**What the exercise asks:** All of the data that follows should be retyped exactly, please, except the pictures.

== == ==

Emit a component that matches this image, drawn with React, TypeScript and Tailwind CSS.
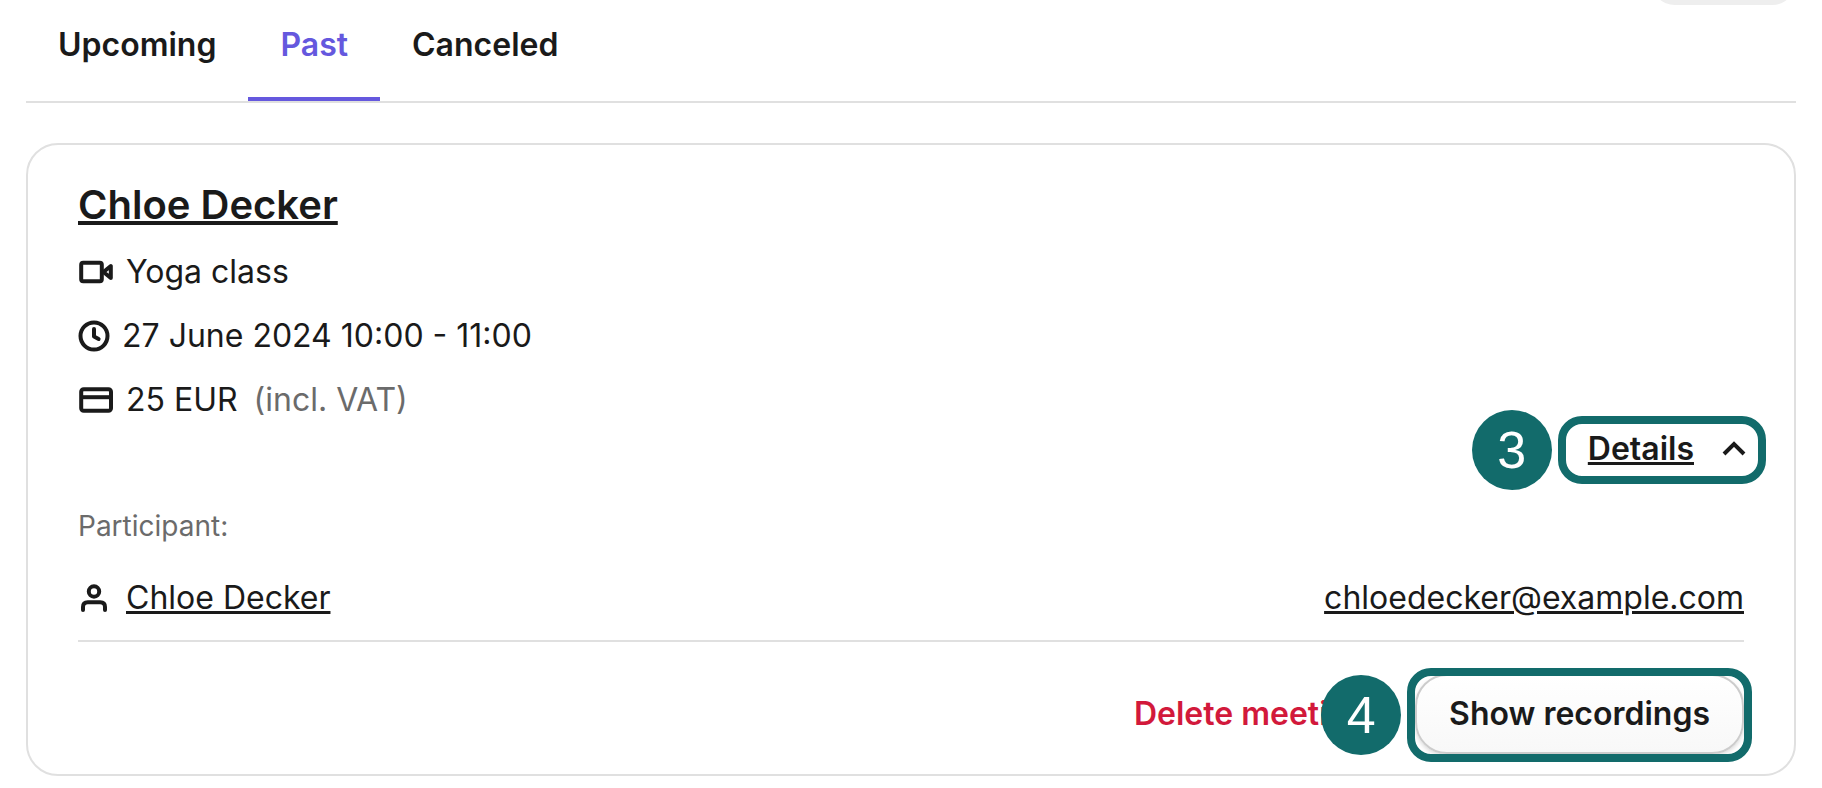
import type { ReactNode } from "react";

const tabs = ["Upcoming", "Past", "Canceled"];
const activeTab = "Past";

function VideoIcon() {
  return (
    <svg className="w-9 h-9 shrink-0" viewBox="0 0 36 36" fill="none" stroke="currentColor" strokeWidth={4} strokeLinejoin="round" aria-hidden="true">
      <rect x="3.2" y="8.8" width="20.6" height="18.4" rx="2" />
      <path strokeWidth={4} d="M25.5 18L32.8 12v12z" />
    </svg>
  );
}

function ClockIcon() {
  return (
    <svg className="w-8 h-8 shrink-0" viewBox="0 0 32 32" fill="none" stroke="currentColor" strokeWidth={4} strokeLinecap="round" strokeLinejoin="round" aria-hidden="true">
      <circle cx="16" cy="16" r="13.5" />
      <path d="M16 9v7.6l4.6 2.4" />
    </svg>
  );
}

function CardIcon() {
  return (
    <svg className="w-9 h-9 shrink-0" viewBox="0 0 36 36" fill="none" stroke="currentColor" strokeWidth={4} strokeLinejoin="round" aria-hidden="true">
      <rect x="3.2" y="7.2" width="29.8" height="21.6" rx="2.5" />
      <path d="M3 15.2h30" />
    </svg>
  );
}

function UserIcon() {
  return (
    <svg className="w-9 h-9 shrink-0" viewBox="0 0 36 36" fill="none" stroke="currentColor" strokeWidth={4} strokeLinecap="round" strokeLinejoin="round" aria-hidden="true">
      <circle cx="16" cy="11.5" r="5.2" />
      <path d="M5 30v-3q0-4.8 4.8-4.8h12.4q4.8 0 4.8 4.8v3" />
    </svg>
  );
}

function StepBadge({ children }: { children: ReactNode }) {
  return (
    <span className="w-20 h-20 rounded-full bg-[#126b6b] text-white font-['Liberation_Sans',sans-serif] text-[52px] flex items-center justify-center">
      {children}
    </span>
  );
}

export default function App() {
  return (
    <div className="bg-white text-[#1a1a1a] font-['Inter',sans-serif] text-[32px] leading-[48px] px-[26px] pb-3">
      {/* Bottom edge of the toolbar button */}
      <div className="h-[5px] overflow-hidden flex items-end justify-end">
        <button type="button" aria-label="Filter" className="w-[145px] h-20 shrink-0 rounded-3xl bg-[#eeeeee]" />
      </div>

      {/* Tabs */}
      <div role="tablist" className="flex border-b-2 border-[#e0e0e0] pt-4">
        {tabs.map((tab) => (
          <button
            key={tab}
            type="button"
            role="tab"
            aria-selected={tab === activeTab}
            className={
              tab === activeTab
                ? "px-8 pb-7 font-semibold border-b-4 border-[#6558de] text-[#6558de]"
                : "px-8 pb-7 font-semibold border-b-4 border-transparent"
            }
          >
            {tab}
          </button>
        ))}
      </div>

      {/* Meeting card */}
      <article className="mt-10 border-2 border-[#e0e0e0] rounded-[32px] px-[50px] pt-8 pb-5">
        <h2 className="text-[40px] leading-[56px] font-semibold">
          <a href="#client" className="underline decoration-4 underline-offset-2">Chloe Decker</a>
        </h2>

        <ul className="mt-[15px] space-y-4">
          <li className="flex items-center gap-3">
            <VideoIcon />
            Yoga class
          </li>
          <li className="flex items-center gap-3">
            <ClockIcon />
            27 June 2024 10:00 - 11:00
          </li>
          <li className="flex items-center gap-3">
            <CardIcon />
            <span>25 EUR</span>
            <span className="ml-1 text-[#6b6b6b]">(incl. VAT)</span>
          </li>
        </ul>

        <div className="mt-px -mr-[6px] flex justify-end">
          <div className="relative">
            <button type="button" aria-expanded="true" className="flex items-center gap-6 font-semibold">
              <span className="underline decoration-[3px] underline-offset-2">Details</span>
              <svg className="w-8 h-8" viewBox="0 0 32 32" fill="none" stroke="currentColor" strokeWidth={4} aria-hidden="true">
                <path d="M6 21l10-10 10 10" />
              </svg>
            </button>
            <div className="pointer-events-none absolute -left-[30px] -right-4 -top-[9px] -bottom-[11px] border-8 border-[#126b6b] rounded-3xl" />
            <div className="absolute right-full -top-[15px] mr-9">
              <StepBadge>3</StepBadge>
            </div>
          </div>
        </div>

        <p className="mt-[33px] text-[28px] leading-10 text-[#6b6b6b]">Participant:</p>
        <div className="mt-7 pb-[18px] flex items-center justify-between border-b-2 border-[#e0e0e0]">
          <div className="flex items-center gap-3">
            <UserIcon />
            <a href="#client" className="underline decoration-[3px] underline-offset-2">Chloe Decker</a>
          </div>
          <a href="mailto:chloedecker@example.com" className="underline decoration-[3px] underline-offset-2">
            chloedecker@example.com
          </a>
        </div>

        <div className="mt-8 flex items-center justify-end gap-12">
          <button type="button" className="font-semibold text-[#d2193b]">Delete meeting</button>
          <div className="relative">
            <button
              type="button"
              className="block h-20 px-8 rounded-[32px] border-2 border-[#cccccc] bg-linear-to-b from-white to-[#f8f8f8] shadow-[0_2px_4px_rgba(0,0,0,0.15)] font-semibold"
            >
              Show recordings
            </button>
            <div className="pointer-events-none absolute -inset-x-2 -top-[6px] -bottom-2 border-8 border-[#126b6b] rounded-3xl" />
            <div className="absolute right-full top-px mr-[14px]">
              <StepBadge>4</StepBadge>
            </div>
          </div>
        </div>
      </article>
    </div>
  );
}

== == ==

**Output of the task:**
Emit a component that matches this image, drawn with React, TypeScript and Tailwind CSS.
import type { ReactNode } from "react";

const tabs = ["Upcoming", "Past", "Canceled"];
const activeTab = "Past";

function VideoIcon() {
  return (
    <svg className="w-9 h-9 shrink-0" viewBox="0 0 36 36" fill="none" stroke="currentColor" strokeWidth={4} strokeLinejoin="round" aria-hidden="true">
      <rect x="3.2" y="8.8" width="20.6" height="18.4" rx="2" />
      <path strokeWidth={4} d="M25.5 18L32.8 12v12z" />
    </svg>
  );
}

function ClockIcon() {
  return (
    <svg className="w-8 h-8 shrink-0" viewBox="0 0 32 32" fill="none" stroke="currentColor" strokeWidth={4} strokeLinecap="round" strokeLinejoin="round" aria-hidden="true">
      <circle cx="16" cy="16" r="13.5" />
      <path d="M16 9v7.6l4.6 2.4" />
    </svg>
  );
}

function CardIcon() {
  return (
    <svg className="w-9 h-9 shrink-0" viewBox="0 0 36 36" fill="none" stroke="currentColor" strokeWidth={4} strokeLinejoin="round" aria-hidden="true">
      <rect x="3.2" y="7.2" width="29.8" height="21.6" rx="2.5" />
      <path d="M3 15.2h30" />
    </svg>
  );
}

function UserIcon() {
  return (
    <svg className="w-9 h-9 shrink-0" viewBox="0 0 36 36" fill="none" stroke="currentColor" strokeWidth={4} strokeLinecap="round" strokeLinejoin="round" aria-hidden="true">
      <circle cx="16" cy="11.5" r="5.2" />
      <path d="M5 30v-3q0-4.8 4.8-4.8h12.4q4.8 0 4.8 4.8v3" />
    </svg>
  );
}

function StepBadge({ children }: { children: ReactNode }) {
  return (
    <span className="w-20 h-20 rounded-full bg-[#126b6b] text-white font-['Liberation_Sans',sans-serif] text-[52px] flex items-center justify-center">
      {children}
    </span>
  );
}

export default function App() {
  return (
    <div className="bg-white text-[#1a1a1a] font-['Inter',sans-serif] text-[32px] leading-[48px] px-[26px] pb-3">
      {/* Bottom edge of the toolbar button */}
      <div className="h-[5px] overflow-hidden flex items-end justify-end">
        <button type="button" aria-label="Filter" className="w-[145px] h-20 shrink-0 rounded-3xl bg-[#eeeeee]" />
      </div>

      {/* Tabs */}
      <div role="tablist" className="flex border-b-2 border-[#e0e0e0] pt-4">
        {tabs.map((tab) => (
          <button
            key={tab}
            type="button"
            role="tab"
            aria-selected={tab === activeTab}
            className={
              tab === activeTab
                ? "px-8 pb-7 font-semibold border-b-4 border-[#6558de] text-[#6558de]"
                : "px-8 pb-7 font-semibold border-b-4 border-transparent"
            }
          >
            {tab}
          </button>
        ))}
      </div>

      {/* Meeting card */}
      <article className="mt-10 border-2 border-[#e0e0e0] rounded-[32px] px-[50px] pt-8 pb-5">
        <h2 className="text-[40px] leading-[56px] font-semibold">
          <a href="#client" className="underline decoration-4 underline-offset-2">Chloe Decker</a>
        </h2>

        <ul className="mt-[15px] space-y-4">
          <li className="flex items-center gap-3">
            <VideoIcon />
            Yoga class
          </li>
          <li className="flex items-center gap-3">
            <ClockIcon />
            27 June 2024 10:00 - 11:00
          </li>
          <li className="flex items-center gap-3">
            <CardIcon />
            <span>25 EUR</span>
            <span className="ml-1 text-[#6b6b6b]">(incl. VAT)</span>
          </li>
        </ul>

        <div className="mt-px -mr-[6px] flex justify-end">
          <div className="relative">
            <button type="button" aria-expanded="true" className="flex items-center gap-6 font-semibold">
              <span className="underline decoration-[3px] underline-offset-2">Details</span>
              <svg className="w-8 h-8" viewBox="0 0 32 32" fill="none" stroke="currentColor" strokeWidth={4} aria-hidden="true">
                <path d="M6 21l10-10 10 10" />
              </svg>
            </button>
            <div className="pointer-events-none absolute -left-[30px] -right-4 -top-[9px] -bottom-[11px] border-8 border-[#126b6b] rounded-3xl" />
            <div className="absolute right-full -top-[15px] mr-9">
              <StepBadge>3</StepBadge>
            </div>
          </div>
        </div>

        <p className="mt-[33px] text-[28px] leading-10 text-[#6b6b6b]">Participant:</p>
        <div className="mt-7 pb-[18px] flex items-center justify-between border-b-2 border-[#e0e0e0]">
          <div className="flex items-center gap-3">
            <UserIcon />
            <a href="#client" className="underline decoration-[3px] underline-offset-2">Chloe Decker</a>
          </div>
          <a href="mailto:chloedecker@example.com" className="underline decoration-[3px] underline-offset-2">
            chloedecker@example.com
          </a>
        </div>

        <div className="mt-8 flex items-center justify-end gap-12">
          <button type="button" className="font-semibold text-[#d2193b]">Delete meeting</button>
          <div className="relative">
            <button
              type="button"
              className="block h-20 px-8 rounded-[32px] border-2 border-[#cccccc] bg-linear-to-b from-white to-[#f8f8f8] shadow-[0_2px_4px_rgba(0,0,0,0.15)] font-semibold"
            >
              Show recordings
            </button>
            <div className="pointer-events-none absolute -inset-x-2 -top-[6px] -bottom-2 border-8 border-[#126b6b] rounded-3xl" />
            <div className="absolute right-full top-px mr-[14px]">
              <StepBadge>4</StepBadge>
            </div>
          </div>
        </div>
      </article>
    </div>
  );
}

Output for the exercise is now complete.